The fair was the brainchild of the former Missouri governor David R. Francis, who headed the planning committee. Forest Park was chosen as the site for the exhibition, and the city of St. Louis raised $5 million, which was matched by the U.S. government and by public subscription. One of the conditions of using the site was that it would be relandscaped as a park at the end of the fair. The site covered a huge area, larger than any other world's fair before or since: 1,272 acres, including 615 acres of private property and all of the land owned by Washington University (founded by William Greenleaf Eliot, the grandfather of the poet T. S. Eliot, in 1853). Francis Field, on the campus of Washington University, was used to host the 1904 Olympic Games, the first to be held on U.S. soil and the only Olympics to take place during a world's fair.

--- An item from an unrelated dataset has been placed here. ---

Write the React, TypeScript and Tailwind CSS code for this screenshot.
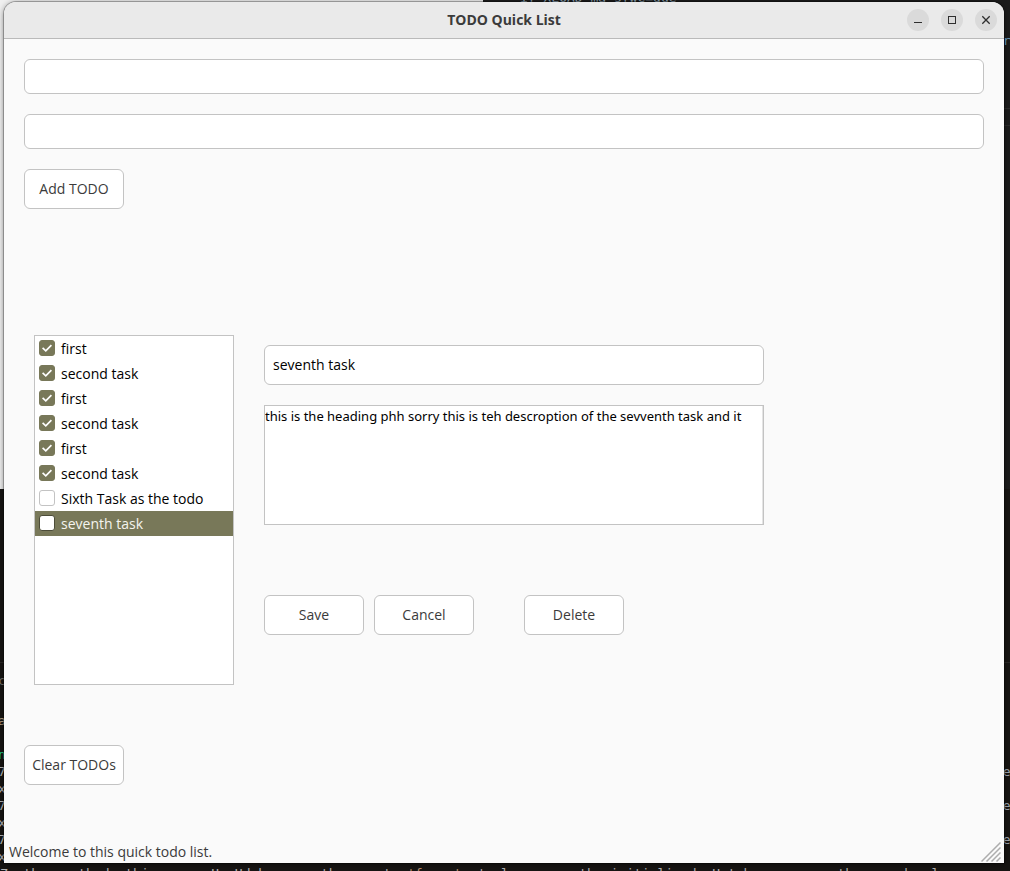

The Louisiana Purchase Exposition seems to have taken its model from the World's Columbian Exposition of 1893 in Chicago, for many of the buildings echoed the architecture seen in Illinois eleven years earlier, with enormous white palaces surrounded by specially constructed waterways and lakes and spectacular landscaping. Another echo of the Chicago fair was the presence of George Ferris's big wheel, which gave aerial views of the fair to visitors as it had in Chicago on the Midway Plaisance in 1893. The central building in St. Louis was the Festival Hall, and in front of it the Cascades—a massively tiered set of waterfalls—led down Art Hill to the Grand Lagoon. Fifteen exhibit palaces outlined with electric lights (which were used liberally throughout the site) covered 128 acres (about 10 percent) of the fairgrounds. Each hall had a theme, such as education, mines and metallurgy, electricity, liberal arts, and manufacture. A visitor could visit a sunken Japanese garden, a re-creation of the walled city of Jerusalem, or the actual log cabin where Abraham Lincoln was born. All told the site contained nine hundred separate buildings spread around the custom-built rolling landscape that raised the land from forty to sixty-five feet above base level. For visitors, it required a month to do any real justice to the exhibits because the fair spread over seventy-five miles of paths and roadways.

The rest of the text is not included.